Another instance of parliamentary indecision that remains outstanding, Hogan found, is what Centre Block's security requirements will be.

Hogan pointed to these instances as examples of a "fragmented" governance framework, a shortcoming her office first raised attention to in a 2010 audit.

"As the program moves more into the construction phase, where making changes to elements that are built or in the process of being built becomes more difficult, the impact of delayed decisions on costs and timelines will be greater," reads the report.

Speaking to reporters about her audit on Monday afternoon, Hogan said up until now that project has largely been about design and site preparation, but as it becomes a more full-on construction effort any delays could result in increased costs.

"I could give you a great example: if you have ever renovated your kitchen, imagine if you had to not only get consensus of everyone that you live with, but all the neighbours on your street as well before you could pick out the cabinetry," Hogan said. 

The assessment of PSPC's work to date also looked into whether the federal department responsible for the project has balanced the need to maintain the heritage integrity of the building, with the requirements of other stakeholders such as MPs and senators, and found that through considerable consultation this has been accomplished.

"This included consultations to understand requirements, such as the number of offices, the size of the lobbies, and the technical requirements of committee rooms," the report reads.

The extensive project includes taking out, restoring, and reinstalling integral historic features of the building, while layering in modern updates, including new multimedia, accessibility, and security features.

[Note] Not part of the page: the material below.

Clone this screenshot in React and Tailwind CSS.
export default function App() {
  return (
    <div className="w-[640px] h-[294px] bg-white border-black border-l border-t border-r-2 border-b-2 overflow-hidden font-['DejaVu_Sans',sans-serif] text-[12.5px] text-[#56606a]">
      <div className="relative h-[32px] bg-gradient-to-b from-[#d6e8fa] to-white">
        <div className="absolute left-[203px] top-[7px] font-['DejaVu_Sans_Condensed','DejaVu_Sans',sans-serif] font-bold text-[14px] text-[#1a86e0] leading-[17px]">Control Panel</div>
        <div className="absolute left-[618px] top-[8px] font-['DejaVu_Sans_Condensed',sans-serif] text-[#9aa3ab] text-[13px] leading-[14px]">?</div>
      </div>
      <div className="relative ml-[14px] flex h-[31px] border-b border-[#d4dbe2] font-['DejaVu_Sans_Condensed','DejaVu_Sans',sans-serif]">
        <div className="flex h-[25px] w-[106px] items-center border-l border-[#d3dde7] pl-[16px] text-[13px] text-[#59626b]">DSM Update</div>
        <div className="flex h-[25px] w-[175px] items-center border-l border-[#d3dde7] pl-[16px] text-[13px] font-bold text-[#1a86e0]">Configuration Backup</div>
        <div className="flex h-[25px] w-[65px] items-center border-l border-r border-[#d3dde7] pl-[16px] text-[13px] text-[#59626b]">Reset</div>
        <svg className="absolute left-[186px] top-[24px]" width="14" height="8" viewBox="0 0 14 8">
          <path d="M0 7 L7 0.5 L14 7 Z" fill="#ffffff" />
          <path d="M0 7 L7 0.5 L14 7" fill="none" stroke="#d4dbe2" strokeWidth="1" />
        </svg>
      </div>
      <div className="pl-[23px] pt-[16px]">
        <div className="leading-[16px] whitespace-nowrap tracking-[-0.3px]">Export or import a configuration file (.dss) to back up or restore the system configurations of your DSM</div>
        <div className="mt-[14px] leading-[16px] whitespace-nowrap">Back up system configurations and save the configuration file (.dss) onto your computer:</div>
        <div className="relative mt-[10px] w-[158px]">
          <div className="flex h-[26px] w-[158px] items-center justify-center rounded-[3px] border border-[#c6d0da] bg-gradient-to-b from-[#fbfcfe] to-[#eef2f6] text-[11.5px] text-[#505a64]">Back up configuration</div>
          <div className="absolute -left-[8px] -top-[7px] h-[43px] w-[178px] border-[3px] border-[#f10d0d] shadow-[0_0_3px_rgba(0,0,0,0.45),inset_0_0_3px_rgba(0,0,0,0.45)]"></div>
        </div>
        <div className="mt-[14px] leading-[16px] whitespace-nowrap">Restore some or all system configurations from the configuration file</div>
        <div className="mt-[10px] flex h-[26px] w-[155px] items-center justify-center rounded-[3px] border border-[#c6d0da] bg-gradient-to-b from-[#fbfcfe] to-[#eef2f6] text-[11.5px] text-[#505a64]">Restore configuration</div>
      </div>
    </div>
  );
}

It has also been promised that the upgrades will transform the largest energy consumer within PSPC’s portfolio of federal buildings, into a carbon-neutral facility.

Hogan's audit commended PSPC for taking a "flexible" approach to keep the project moving along, including during COVID-19 shutdowns and while awaiting input from certain stakeholders, but has offered three recommendations on how to stay on track:

  • Conduct a gender-based analysis plus assessment for the Centre Block Rehabilitation Program, to "ensure that the public spaces are inclusive and represent the diversity of all Canada’s peoples."
  • Submit progress reports on the renovation to the Speaker of the House and Speaker of the Senate that outlines the foreseen bumps in the road ahead, clear deadlines for upcoming decisions that require parliamentary input, and any needs for adjustments to the initial plan and the impacts of these issues on the cost, scope, and schedule.
  • And, make public its long-term vision and plan annual reports within the year so that Canadians can see for themselves how the project is going and what they can expect the reimagined Centre Block to look.

PSPC has agreed to these recommendations, vowing to provide semi-annual updates to Parliament on the project's "emerging risks, significant changes and key decisions required," starting this year.

Public Services and Procurement Minister Helena Jaczek thanked the auditor general for her work, while touting that the renovation project will create more than 70,000 jobs over the course of the project, with more than 90 per cent of the work being completed by small and medium-sized Canadian enterprises.

"While considerable efforts have been made to strengthen governance, some issues do remain," Jaczek said during a scrum with reporters in West Block. "I can tell you we're committed to implementing the auditor general's recommendation to further improve project governance." 

MPs and senators moved out of Centre Block at the end of 2018, and into their new homes of West Block and the Government Conference Centre, respectively. Approximately $3 billion was spent preparing for Centre Block's closure, including the renovations to create the temporary House and Senate.

Hogan took on this performance review because "a significant amount of public funds have been allocated," for it, and "Canadians should know the progress so far and whether the program has been effectively managed."